You can then secure this file with chmod 600 to keep it safe. You can also add the equivalent section for [mysqldump] if you use that command in cron jobs for database backups etc.

@magento-engcom-team Can this issue be re-opened. I, and several others by the looks of it, are having to go into the database on a regular basis to clear out cron jobs that are stuck in the running state.

It seems to be worse on development installs, where cron jobs may be crashing whilst being run and never being marked as completed. Its not the same job every time. Seems to be random which one gets stuck.

If you don't manually delete the stuck running job, then, on my webserver, the CPU is overwhelmed at 100% within about 3 days as the never ending list of pending jobs in the cron_schedule table increases. If you don't spot the problem, the first you will know about it, is when your webserver is unresponsive as MySQL is overwhelmed by Magento cycling through thousands of pending cron jobs every minute.

@gwharton: yes exactly, I've seen this behavior a couple of times on our projects, a development server was running at 100% CPU for over 2 weeks until someone noticed it was because of a cronjob or indexer which got stuck somehow.

This should really get fixed!

I've been battling some negative behavior with cron:run lately and I think this thread is describing the root cause of my issue.
I started up a new virtual machine with Magento and it was working fine at first.
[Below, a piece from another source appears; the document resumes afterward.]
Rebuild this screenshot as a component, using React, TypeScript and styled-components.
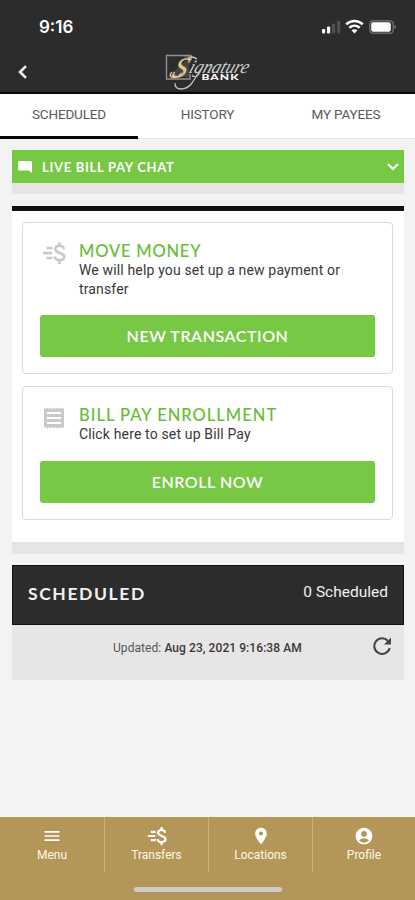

But after a week or 2 the server was super slow and unresponsive to the point of not being usable. I eventually noticed there would 10 or more instances of the cron:run process running simultaneously and hammering MySQL. I had the process set to run every minute, as seems to be the default.
I walked back the cron schedule to every 8 minutes and that prevented mutliple cron:run processes from running simultaneously.
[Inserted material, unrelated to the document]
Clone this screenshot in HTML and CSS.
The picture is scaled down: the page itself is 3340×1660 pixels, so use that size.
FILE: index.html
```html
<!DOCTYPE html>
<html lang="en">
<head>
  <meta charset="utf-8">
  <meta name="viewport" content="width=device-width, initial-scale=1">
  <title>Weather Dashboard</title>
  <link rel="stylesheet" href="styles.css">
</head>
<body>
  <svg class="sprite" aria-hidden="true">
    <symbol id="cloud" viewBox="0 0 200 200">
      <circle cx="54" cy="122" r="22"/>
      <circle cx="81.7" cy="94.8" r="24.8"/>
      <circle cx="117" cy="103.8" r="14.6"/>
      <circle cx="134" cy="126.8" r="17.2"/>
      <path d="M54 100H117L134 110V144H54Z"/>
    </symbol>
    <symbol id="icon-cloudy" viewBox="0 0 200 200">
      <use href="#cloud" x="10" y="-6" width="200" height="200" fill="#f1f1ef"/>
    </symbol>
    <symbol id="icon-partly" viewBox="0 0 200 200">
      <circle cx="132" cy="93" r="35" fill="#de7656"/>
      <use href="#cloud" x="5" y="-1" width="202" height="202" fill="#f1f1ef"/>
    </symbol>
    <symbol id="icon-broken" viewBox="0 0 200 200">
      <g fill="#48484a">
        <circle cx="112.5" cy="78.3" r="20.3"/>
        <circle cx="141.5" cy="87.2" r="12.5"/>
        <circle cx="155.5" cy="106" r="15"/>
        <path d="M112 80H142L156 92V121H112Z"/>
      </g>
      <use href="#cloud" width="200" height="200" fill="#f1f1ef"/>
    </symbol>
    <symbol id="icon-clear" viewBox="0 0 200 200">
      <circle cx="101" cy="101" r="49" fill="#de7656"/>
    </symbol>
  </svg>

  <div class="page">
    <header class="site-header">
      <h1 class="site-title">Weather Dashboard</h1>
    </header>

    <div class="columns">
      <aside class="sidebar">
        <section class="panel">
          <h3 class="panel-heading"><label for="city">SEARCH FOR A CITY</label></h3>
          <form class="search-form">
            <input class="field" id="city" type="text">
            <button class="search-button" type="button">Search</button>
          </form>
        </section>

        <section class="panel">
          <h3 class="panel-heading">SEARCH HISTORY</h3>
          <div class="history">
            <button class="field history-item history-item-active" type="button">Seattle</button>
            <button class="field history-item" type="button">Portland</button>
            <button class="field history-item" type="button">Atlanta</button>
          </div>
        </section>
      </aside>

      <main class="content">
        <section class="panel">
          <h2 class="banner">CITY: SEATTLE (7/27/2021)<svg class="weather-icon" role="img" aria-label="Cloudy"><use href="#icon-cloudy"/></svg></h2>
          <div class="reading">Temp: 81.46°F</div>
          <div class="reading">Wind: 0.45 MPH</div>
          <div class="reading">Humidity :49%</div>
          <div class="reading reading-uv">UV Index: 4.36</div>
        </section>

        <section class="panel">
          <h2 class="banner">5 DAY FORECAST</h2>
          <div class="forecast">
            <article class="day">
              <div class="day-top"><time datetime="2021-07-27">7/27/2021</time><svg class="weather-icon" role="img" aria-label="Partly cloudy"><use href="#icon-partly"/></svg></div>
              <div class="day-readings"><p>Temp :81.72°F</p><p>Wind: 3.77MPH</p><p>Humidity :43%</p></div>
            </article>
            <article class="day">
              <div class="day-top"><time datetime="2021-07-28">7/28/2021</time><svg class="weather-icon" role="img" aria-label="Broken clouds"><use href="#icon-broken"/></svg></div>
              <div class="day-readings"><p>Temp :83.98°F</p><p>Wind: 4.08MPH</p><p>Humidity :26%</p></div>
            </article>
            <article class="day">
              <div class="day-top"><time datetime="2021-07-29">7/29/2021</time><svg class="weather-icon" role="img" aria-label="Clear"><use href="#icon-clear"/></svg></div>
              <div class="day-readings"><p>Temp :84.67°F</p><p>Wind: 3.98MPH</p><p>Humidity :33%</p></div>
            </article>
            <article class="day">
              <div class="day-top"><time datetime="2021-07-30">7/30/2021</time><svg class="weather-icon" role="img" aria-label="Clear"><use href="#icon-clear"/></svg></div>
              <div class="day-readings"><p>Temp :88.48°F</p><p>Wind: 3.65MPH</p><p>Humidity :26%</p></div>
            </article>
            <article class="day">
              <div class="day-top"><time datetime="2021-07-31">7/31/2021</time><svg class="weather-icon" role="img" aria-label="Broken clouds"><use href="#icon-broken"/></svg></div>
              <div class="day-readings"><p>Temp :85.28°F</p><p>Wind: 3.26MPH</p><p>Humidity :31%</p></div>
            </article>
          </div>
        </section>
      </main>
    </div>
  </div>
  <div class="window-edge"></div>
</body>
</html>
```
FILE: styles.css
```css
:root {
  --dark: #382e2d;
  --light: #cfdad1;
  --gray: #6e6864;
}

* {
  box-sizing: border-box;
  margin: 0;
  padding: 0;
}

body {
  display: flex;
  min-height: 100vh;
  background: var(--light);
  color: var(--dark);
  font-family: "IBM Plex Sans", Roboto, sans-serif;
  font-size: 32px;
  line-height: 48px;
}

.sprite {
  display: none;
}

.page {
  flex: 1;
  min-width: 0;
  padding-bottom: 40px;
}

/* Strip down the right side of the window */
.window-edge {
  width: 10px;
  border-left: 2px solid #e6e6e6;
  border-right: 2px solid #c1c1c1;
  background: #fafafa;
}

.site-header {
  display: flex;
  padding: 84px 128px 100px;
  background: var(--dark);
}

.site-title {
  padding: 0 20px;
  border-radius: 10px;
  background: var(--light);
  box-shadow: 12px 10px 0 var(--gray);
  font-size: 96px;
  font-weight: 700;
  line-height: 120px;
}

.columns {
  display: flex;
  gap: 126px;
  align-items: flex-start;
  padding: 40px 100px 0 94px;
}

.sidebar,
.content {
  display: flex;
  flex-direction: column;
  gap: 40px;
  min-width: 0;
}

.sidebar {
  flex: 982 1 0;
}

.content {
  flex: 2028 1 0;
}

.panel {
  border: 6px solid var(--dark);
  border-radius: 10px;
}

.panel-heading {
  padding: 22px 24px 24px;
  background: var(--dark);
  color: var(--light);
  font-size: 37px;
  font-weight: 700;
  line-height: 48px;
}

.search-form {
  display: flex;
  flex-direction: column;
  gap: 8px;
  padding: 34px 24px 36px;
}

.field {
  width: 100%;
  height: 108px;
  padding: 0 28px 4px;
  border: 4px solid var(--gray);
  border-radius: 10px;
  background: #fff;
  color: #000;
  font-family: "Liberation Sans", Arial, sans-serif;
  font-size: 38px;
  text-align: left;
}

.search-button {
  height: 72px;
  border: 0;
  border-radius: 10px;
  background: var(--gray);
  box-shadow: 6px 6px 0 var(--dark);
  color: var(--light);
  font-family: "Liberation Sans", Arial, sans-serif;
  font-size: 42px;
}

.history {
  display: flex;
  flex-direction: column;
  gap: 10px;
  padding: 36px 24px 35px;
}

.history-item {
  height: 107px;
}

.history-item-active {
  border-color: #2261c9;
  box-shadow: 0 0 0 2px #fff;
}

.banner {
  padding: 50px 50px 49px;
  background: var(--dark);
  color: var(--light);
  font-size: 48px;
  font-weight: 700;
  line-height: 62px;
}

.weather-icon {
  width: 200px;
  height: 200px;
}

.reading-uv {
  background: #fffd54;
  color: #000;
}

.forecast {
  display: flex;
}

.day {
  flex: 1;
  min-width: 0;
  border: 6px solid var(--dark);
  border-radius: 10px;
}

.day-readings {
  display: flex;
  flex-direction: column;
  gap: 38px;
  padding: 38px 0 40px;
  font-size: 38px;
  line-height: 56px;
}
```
I finally found this issue and it lead to counting the rows in cron_schedule, which was 208,046! I ran the query posted above and that brought it down to 252 rows.

My site has just been under light developement, no traffic.

After running the query

delete from cron_schedule where scheduled_at < date_sub(now(), interval 1 hour)

now I've switched all 3 standard magento cron process - cron:run, setup:cron:run, cron.php - back to running every minute, and all 3 run pretty much instantly in under 5 - 10 seconds or less.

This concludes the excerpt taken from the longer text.